Speaker 1: [foreign language 00:00:04]
Speaker 2: [foreign language 00:00:07]
Speaker 3: Effective healthcare communication policies and practices including provider health literacy contribute to improving the quality of services for culturally and linguistically diverse populations, as well as people with limited health literacy skills. At HRSA, we view healthcare communication as a synergy of three factors. Health literacy, cultural competency and linguistic competency. It is important to emphasize a dynamic view of healthcare communication.
Speaker 4: These three factors interplay with each other in dynamic ways.
Speaker 1: [foreign language 00:01:00]
Speaker 4: For example, a person's health literacy may be influenced by sociocultural factors including education, income, country of origin, level of assimilation to the host culture to name a few.

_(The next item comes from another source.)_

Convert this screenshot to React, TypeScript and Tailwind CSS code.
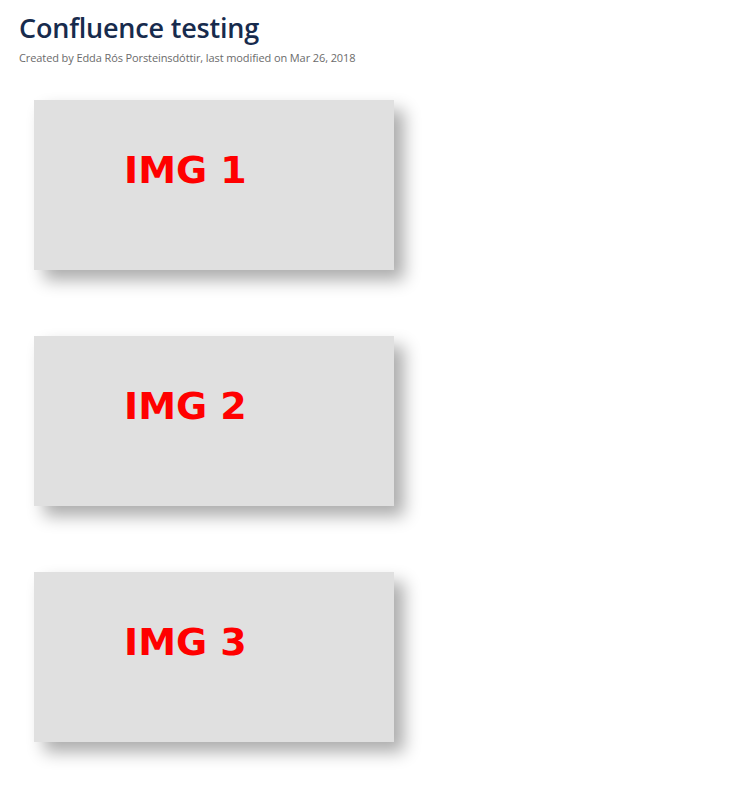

Speaker 3: Cultural factors not only include language, gender, socioeconomic status, sexual orientation and gender identity, but also physical and mental capacity, age, religion, housing status and regional differences.
Speaker 4: Culture also includes diversity within specific cultural and ethnic groups. Even the culture of Western medicine. All of the factors that I've mentioned are very dynamic and highly interdependent. They are difficult to isolate and they tend to interact and influence each other. It is important to note that low health literacy is not language dependent. Additionally, culture seems to be a prime mediator among these various factors.
Speaker 3: The United States is becoming even more linguistically and culturally diverse. The number of people who speak a language other than English at home has more than doubled in the last three decades and at a pace four times greater than the nation's population growth. In that time frame, the percentage of non-English language speakers grew by 140%, while the nation's overall population grew by 34%.
Speaker 5: So she says in this moment she's feeling better. Yesterday she felt a little bit of pain but she's feeling much better today.
Speaker 6: In her chest?
Speaker 4: The unprecedented rise in our nation's non-English speakers calls for rapid and innovative responses on the part of healthcare systems to ensure that trained healthcare interpreters are immediately available when required. Health Equity is attainment of the highest level of health for all people.
Speaker 3: A disparity is a particular type of health difference that is closely linked with social or economic disadvantage. Health disparities adversely affect groups of people who have systematically experienced greater social and economic obstacles to health. HRSA views effective cross cultural communication as health disparity, quality, safety, and civil rights issues. Health literacy must be viewed within a cultural context.
Speaker 4: The HRSA mission statement is the framework that supports a health care system that ensures access to comprehensive culturally competent quality care in order to fully integrate cultural and linguistic competence and health literacy factors into HRSA funding opportunity announcements, new suggested guidelines have been developed to improve the effectiveness of healthcare communication between providers and their patients. Programs are encouraged to apply these principles whenever appropriate in their policies and practices.
Speaker 3: Please remember that these are guidelines and suggestions for preparing responsive applications. They are not directives. Feel free to contact the name listed in the funding opportunity announcement for further clarification regarding this effective healthcare communication policy. Also available on these web pages are links to other public resources and tools of cultural competence, linguistic competence, and health literacy that we have found for you to use.
We encourage you to use these things to assist in the preparation of your application.